What is the connection map? In my symplectic geometry homework I have this exercise: Let $Q$ be a manifold, $\pi:T^*Q\to Q$ be the projection map, and $\kappa:T(T^*Q)\to T^*Q$ be the connection map. Prove that the standard symplectic form $\omega_0$ on $T^*Q$ for $\xi,\eta\in T(T^*Q)$ has the form $\omega_0(\xi,\omega)=\kappa(\xi)[d\pi(\eta)]-\kappa(\eta)[d\pi(\xi)]$.
Due to my lacklustre differential geometric background I do not know what the connection map is, despite having tried searching online. Is someone able to explain or define it in a self-contained manner, or provide a link where this is done? My background is a course on smooth manifolds, and riemannian geometry 'as taught in physics'. 
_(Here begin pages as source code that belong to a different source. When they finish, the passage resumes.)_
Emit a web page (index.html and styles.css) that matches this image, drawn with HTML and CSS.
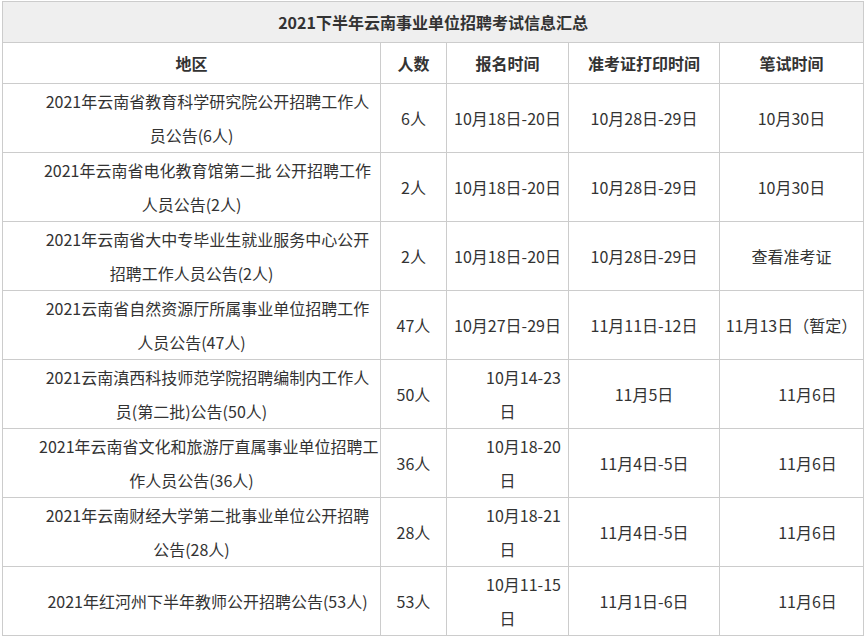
FILE: index.html
```html
<!DOCTYPE html>
<html lang="zh-CN">
<head>
<meta charset="utf-8">
<title>2021下半年云南事业单位招聘考试信息汇总</title>
<link rel="stylesheet" href="styles.css">
</head>
<body>
<table class="info">
  <colgroup>
    <col class="c1"><col class="c2"><col class="c3"><col class="c4"><col class="c5">
  </colgroup>
  <thead>
    <tr class="title"><th colspan="5">2021下半年云南事业单位招聘考试信息汇总</th></tr>
    <tr class="head"><th>地区</th><th>人数</th><th>报名时间</th><th>准考证打印时间</th><th>笔试时间</th></tr>
  </thead>
  <tbody>
    <tr><td class="ind">2021年云南省教育科学研究院公开招聘工作人<br>员公告(6人)</td><td>6人</td><td>10月18日-20日</td><td>10月28日-29日</td><td>10月30日</td></tr>
    <tr><td class="ind">2021年云南省电化教育馆第二批 公开招聘工作<br>人员公告(2人)</td><td>2人</td><td>10月18日-20日</td><td>10月28日-29日</td><td>10月30日</td></tr>
    <tr><td class="ind">2021年云南省大中专毕业生就业服务中心公开<br>招聘工作人员公告(2人)</td><td>2人</td><td>10月18日-20日</td><td>10月28日-29日</td><td>查看准考证</td></tr>
    <tr><td class="ind">2021云南省自然资源厅所属事业单位招聘工作<br>人员公告(47人)</td><td>47人</td><td>10月27日-29日</td><td>11月11日-12日</td><td class="full">11月13日（暂定）</td></tr>
    <tr><td class="ind">2021云南滇西科技师范学院招聘编制内工作人<br>员(第二批)公告(50人)</td><td>50人</td><td class="ind">10月14-23<br>日</td><td>11月5日</td><td class="ind">11月6日</td></tr>
    <tr><td class="ind">2021年云南省文化和旅游厅直属事业单位招聘工<br>作人员公告(36人)</td><td>36人</td><td class="ind">10月18-20<br>日</td><td>11月4日-5日</td><td class="ind">11月6日</td></tr>
    <tr><td class="ind">2021年云南财经大学第二批事业单位公开招聘<br>公告(28人)</td><td>28人</td><td class="ind">10月18-21<br>日</td><td>11月4日-5日</td><td class="ind">11月6日</td></tr>
    <tr><td class="ind">2021年红河州下半年教师公开招聘公告(53人)</td><td>53人</td><td class="ind">10月11-15<br>日</td><td>11月1日-6日</td><td class="ind">11月6日</td></tr>
  </tbody>
</table>
</body>
</html>
```
FILE: styles.css
```css
html, body {
  margin: 0;
  padding: 0;
  background: #fff;
}
body {
  padding: 1px 0 0 2px;
  font-family: "Noto Sans CJK SC", "Noto Sans", sans-serif;
  font-size: 16px;
  color: #333;
}
.info {
  border-collapse: collapse;
  table-layout: fixed;
  width: 861px;
}
.c1 { width: 378px; }
.c2 { width: 66px; }
.c3 { width: 122px; }
.c4 { width: 151px; }
.c5 { width: 144px; }
.info th,
.info td {
  border: 1px solid #ccc;
  padding: 0 4px;
  text-align: center;
  vertical-align: middle;
  white-space: nowrap;
}
.info th {
  font-weight: bold;
  line-height: 40px;
}
.title th {
  background: #efefef;
}
.info td {
  line-height: 34px;
  height: 68px;
}
.info td.ind {
  text-indent: 2em;
}
.info td.full {
  text-spacing-trim: space-all;
}
```
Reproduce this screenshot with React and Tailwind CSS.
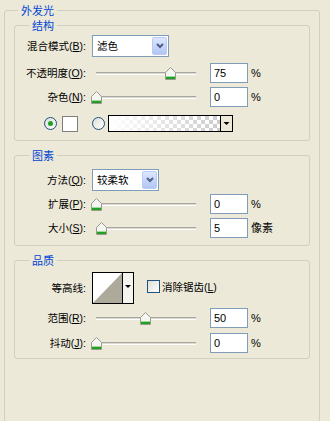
import React from 'react';

function GroupBox({ title, className, legendClass, children }) {
  return (
    <fieldset className={`rounded-[3px] border border-[#D0D0BF] ${className}`}>
      <legend className={`px-[3px] font-['Noto_Sans_CJK_SC',sans-serif] text-[11px] leading-[13px] text-[#0046D5] ${legendClass}`}>{title}</legend>
      {children}
    </fieldset>
  );
}

function Row({ label, className, children }) {
  return (
    <div className={`flex items-center ${className}`}>
      <div className="w-[71px] whitespace-nowrap text-right text-[10.5px] leading-[13px] text-black">{label}</div>
      {children}
    </div>
  );
}

function Key({ k }) {
  return <span className="underline underline-offset-1">{k}</span>;
}

function Thumb({ left }) {
  return (
    <svg className="absolute top-[4px]" style={{ left }} width="11" height="13" viewBox="0 0 11 13">
      <path d="M5.5 0.5 L10.5 5.5 L10.5 12.5 L0.5 12.5 L0.5 5.5 Z" fill="#F5F5F1" stroke="#9A9A90" />
      <rect x="1" y="10" width="9" height="2" fill="#21A121" />
      <rect x="1" y="9" width="9" height="1" fill="#9BDB9B" />
    </svg>
  );
}

function Slider({ offset }) {
  return (
    <div className="relative ml-[5px] h-[20px] w-[112px] shrink-0">
      <div className="absolute left-[5px] top-[9px] h-[3px] w-[100px] border-y border-t-[#A7A6A0] border-b-white bg-[#DCDAD0]" />
      <Thumb left={offset} />
    </div>
  );
}

function NumBox({ value }) {
  return (
    <div className="ml-[7px] h-[20px] w-[38px] shrink-0 border border-[#7F9DB9] bg-white pl-[3px] text-[11px] leading-[18px] text-black">
      {value}
    </div>
  );
}

function Unit({ children }) {
  return <span className="ml-[3px] text-[11px] leading-[13px] text-black">{children}</span>;
}

function Combo({ value, width }) {
  return (
    <div className={`ml-[6px] flex h-[22px] items-stretch border border-[#7F9DB9] bg-white p-[1px] ${width}`}>
      <span className="flex-1 pl-[3px] text-[10.5px] leading-[18px] text-black">{value}</span>
      <div className="flex w-[15px] items-center justify-center rounded-[2px] border border-[#B9CCF7] bg-gradient-to-b from-[#DCE6FE] to-[#B2C6F4]">
        <svg width="8" height="6" viewBox="0 0 8 6">
          <path d="M1 1 L4 4 L7 1" fill="none" stroke="#4D6185" strokeWidth="2" />
        </svg>
      </div>
    </div>
  );
}

function Radio({ checked }) {
  return (
    <svg width="13" height="13" viewBox="0 0 13 13" className="shrink-0">
      <defs>
        <linearGradient id={checked ? 'rg1' : 'rg2'} x1="0" y1="0" x2="1" y2="1">
          <stop offset="0" stopColor="#DCDCD7" />
          <stop offset="1" stopColor="#FFFFFF" />
        </linearGradient>
      </defs>
      <circle cx="6.5" cy="6.5" r="6" fill={`url(#${checked ? 'rg1' : 'rg2'})`} stroke="#1C5180" />
      {checked && <circle cx="6.5" cy="6.5" r="2.5" fill="#21A121" />}
    </svg>
  );
}

function GradientPreview() {
  return (
    <svg width="125" height="17" viewBox="0 0 125 17" className="ml-[3px] shrink-0">
      <defs>
        <pattern id="chk" width="8" height="8" patternUnits="userSpaceOnUse" x="1" y="1">
          <rect width="8" height="8" fill="#FFFFFF" />
          <rect width="4" height="4" fill="#CCCCCC" />
          <rect x="4" y="4" width="4" height="4" fill="#CCCCCC" />
        </pattern>
        <linearGradient id="fade" x1="0" y1="0" x2="1" y2="0">
          <stop offset="0" stopColor="#FFFFFF" stopOpacity="1" />
          <stop offset="1" stopColor="#FFFFFF" stopOpacity="0" />
        </linearGradient>
      </defs>
      <rect x="0.5" y="0.5" width="124" height="16" fill="#ECE9D8" stroke="#000000" />
      <rect x="1" y="1" width="111" height="15" fill="url(#chk)" />
      <rect x="1" y="1" width="111" height="15" fill="url(#fade)" />
      <line x1="112.5" y1="1" x2="112.5" y2="16" stroke="#000000" />
      <path d="M115.5 7 L121.5 7 L118.5 10 Z" fill="#000000" />
    </svg>
  );
}

function ContourPreview() {
  return (
    <svg width="42" height="32" viewBox="0 0 42 32" className="ml-[6px] shrink-0">
      <rect x="0.5" y="0.5" width="41" height="31" fill="#F4F3EE" stroke="#000000" />
      <path d="M1 1 L30 1 L1 31 Z" fill="#FFFFFF" />
      <path d="M30 1 L30 31 L1 31 Z" fill="#ADAA9C" />
      <line x1="30.5" y1="1" x2="30.5" y2="31" stroke="#000000" />
      <path d="M33 13 L39 13 L36 16 Z" fill="#000000" />
    </svg>
  );
}

function Checkbox() {
  return (
    <svg width="13" height="13" viewBox="0 0 13 13" className="shrink-0">
      <defs>
        <linearGradient id="cb" x1="0" y1="0" x2="1" y2="1">
          <stop offset="0" stopColor="#DCDCD7" />
          <stop offset="1" stopColor="#FFFFFF" />
        </linearGradient>
      </defs>
      <rect x="0.5" y="0.5" width="12" height="12" fill="url(#cb)" stroke="#1C5180" />
    </svg>
  );
}

export default function App() {
  return (
    <div className="h-[421px] w-[330px] overflow-hidden bg-[#ECE9D8] pl-[4px] font-['Liberation_Sans','Noto_Sans_CJK_SC',sans-serif]">
      <GroupBox title="外发光" className="mt-[4px] h-[440px] w-[316px]" legendClass="ml-[13px]">
        <GroupBox title="结构" className="ml-[9px] mt-[2px] w-[296px] pb-[8px]" legendClass="ml-[14px]">
          <Row label={<>混合模式(<Key k="B" />):</>} className="mt-[3px] h-[22px]">
            <Combo value="滤色" width="w-[77px]" />
          </Row>
          <Row label={<>不透明度(<Key k="O" />):</>} className="mt-[6px] h-[20px]">
            <Slider offset={74} />
            <NumBox value="75" />
            <Unit>%</Unit>
          </Row>
          <Row label={<>杂色(<Key k="N" />):</>} className="mt-[4px] h-[20px]">
            <Slider offset={0} />
            <NumBox value="0" />
            <Unit>%</Unit>
          </Row>
          <div className="ml-[29px] mt-[8px] flex h-[17px] items-center">
            <Radio checked />
            <div className="ml-[5px] h-[16px] w-[16px] border border-[#7F7F7F] bg-white" />
            <div className="ml-[14px]"><Radio /></div>
            <GradientPreview />
          </div>
        </GroupBox>

        <GroupBox title="图素" className="ml-[9px] mt-[8px] w-[296px] pb-[7px]" legendClass="ml-[14px]">
          <Row label={<>方法(<Key k="Q" />):</>} className="mt-[7px] h-[22px]">
            <Combo value="较柔软" width="w-[67px]" />
          </Row>
          <Row label={<>扩展(<Key k="P" />):</>} className="mt-[3px] h-[20px]">
            <Slider offset={0} />
            <NumBox value="0" />
            <Unit>%</Unit>
          </Row>
          <Row label={<>大小(<Key k="S" />):</>} className="mt-[4px] h-[20px]">
            <Slider offset={5} />
            <NumBox value="5" />
            <Unit>像素</Unit>
          </Row>
        </GroupBox>

        <GroupBox title="品质" className="ml-[9px] mt-[8px] w-[296px] pb-[5px]" legendClass="ml-[14px]">
          <div className="mt-[5px] flex h-[32px] items-center">
            <div className="w-[71px] whitespace-nowrap text-right text-[10.5px] leading-[13px] text-black">等高线:</div>
            <ContourPreview />
            <div className="ml-[13px] flex items-center self-start pt-[7px]">
              <Checkbox />
              <span className="ml-[2px] mt-[2px] text-[10.5px] leading-[13px] text-black">消除锯齿(<Key k="L" />)</span>
            </div>
          </div>
          <Row label={<>范围(<Key k="R" />):</>} className="mt-[4px] h-[20px]">
            <Slider offset={49} />
            <NumBox value="50" />
            <Unit>%</Unit>
          </Row>
          <Row label={<>抖动(<Key k="J" />):</>} className="mt-[5px] h-[20px]">
            <Slider offset={0} />
            <NumBox value="0" />
            <Unit>%</Unit>
          </Row>
        </GroupBox>
      </GroupBox>
    </div>
  );
}
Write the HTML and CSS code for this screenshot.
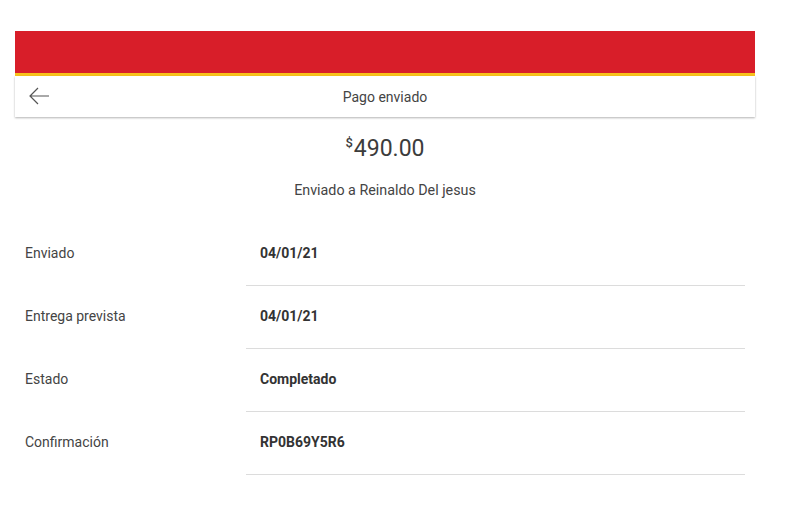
FILE: index.html
```html
<!DOCTYPE html>
<html lang="es">
<head>
    <meta charset="UTF-8">
    <meta name="viewport" content="width=device-width, initial-scale=1.0">
    <title>Pago enviado</title>
    <link rel="stylesheet" href="styles.css">
</head>
<body>
    <div class="container">
        <div class="brand-bar"></div>
        <div class="nav">
            <button class="back" aria-label="Volver">
                <svg width="22" height="18" viewBox="0 0 22 18">
                    <path d="M21 9H2M10 1L2 9l8 8" fill="none" stroke="#555" stroke-width="1.2"/>
                </svg>
            </button>
            <span class="nav-title">Pago enviado</span>
        </div>

        <div class="amount"><sup>$</sup>490.00</div>
        <div class="recipient">Enviado a Reinaldo Del jesus</div>

        <div class="details">
            <div class="row">
                <div class="label">Enviado</div>
                <div class="value">04/01/21</div>
            </div>
            <div class="row">
                <div class="label">Entrega prevista</div>
                <div class="value">04/01/21</div>
            </div>
            <div class="row">
                <div class="label">Estado</div>
                <div class="value">Completado</div>
            </div>
            <div class="row">
                <div class="label">Confirmación</div>
                <div class="value">RP0B69Y5R6</div>
            </div>
        </div>
    </div>
</body>
</html>
```

FILE: styles.css
```css
body {
    margin: 0;
    padding-top: 31px;
    font-family: 'Roboto', 'Liberation Sans', sans-serif;
    font-size: 14px;
    color: #444;
    background-color: #fff;
}
.container {
    width: 740px;
    margin-left: 15px;
}
.brand-bar {
    height: 42px;
    background-color: #d81e29;
    border-bottom: 3px solid #f7c21b;
}
.nav {
    position: relative;
    height: 41px;
    display: flex;
    align-items: center;
    justify-content: center;
    background-color: #fff;
    box-shadow: 0 1px 2px rgba(0,0,0,0.3);
}
.back {
    position: absolute;
    left: 13px;
    top: 11px;
    padding: 0;
    border: none;
    background: none;
    cursor: pointer;
}
.back svg {
    display: block;
}
.nav-title {
    color: #444;
}
.amount {
    margin-top: 17px;
    height: 30px;
    line-height: 30px;
    text-align: center;
    font-size: 23px;
    color: #3c3c3c;
}
.amount sup {
    font-size: 13px;
    font-weight: 500;
    vertical-align: top;
    position: relative;
    top: -6px;
    margin-right: 1px;
}
.recipient {
    margin-top: 16px;
    height: 20px;
    line-height: 20px;
    text-align: center;
    font-size: 14.3px;
}
.details {
    margin-top: 23px;
}
.row {
    display: flex;
    height: 63px;
}
.label {
    width: 221px;
    padding-left: 10px;
    line-height: 61px;
}
.value {
    width: 485px;
    height: 62px;
    padding-left: 14px;
    line-height: 60px;
    font-weight: bold;
    color: #333;
    border-bottom: 1px solid #dcdcdc;
}
```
 A: Here is an attempt to reverse engineer what $\kappa$ should be, by using Darboux coordinates $(x^i, p_i)$ for $T^*Q$. Write $$\xi = \xi^i \partial_{x^i}+\xi_i\partial_{p_i} \quad\mbox{and}\quad \eta = \eta^i\partial_{x^i} + \eta_i \partial_{p_i}, $$and here I'm using Einstein's convention. We know that $$  \omega_0 = {\rm d}x^i\wedge {\rm d}p_i $$implies that $$\omega_0(\xi,\eta) = \xi^i\eta_i -\eta^i\xi_i. $$Noting that $${\rm d}\pi(\xi) = \xi^i\partial_{x^i} \quad \mbox{and}\quad {\rm d}\pi(\eta) = \eta^i\partial_{x^i},$$one guess would be that $\kappa(\xi)({\rm d}\pi(\eta))$ is $\xi^i\eta_i$, but the index balance required by Einstein's convention hints that this is not the case, as we'll need $\kappa(\xi)\colon TQ \to \Bbb R$ and here we have $\eta_i$ instead of $\eta^i$. So the only other choice is to say that $\kappa(\eta)({\rm d}\pi(\xi)) = -\eta_i\xi^i$. This would lead us to $\kappa(\eta)(v) = -\eta_iv^i = -\eta_i\,{\rm d}x^i(v)$.
That said, the challenge is writing this in a coordinate-free way. But $TT^*Q$ has natural horizontal and vertical distributions (namely, spanned by the $\partial_{x^i}$ and the $\partial_{p_i}$ -- and this does not depend on the choice of coordinates), and $\eta_i\,{\rm d}x^i$ is the covector corresponding to the vertical projection of $\eta$ under the isomorphism $\eta_i\,{\rm d}x^i \cong \eta_i\partial_{p_i}$: any vertical tangent vector in $T_{(x,p)}(T^*Q)$ is identified with an element of $T^*_xQ$, since the tangent space to a vector space at any point is itself (note that the index balance required by Einstein's convention is still respected, as the $i$ in $\partial_{p_i}$ counts as an upper index). 
This means we get our conclusion: $\kappa(\xi)$ should be minus the covector corresponding to the vertical projection of $\xi$.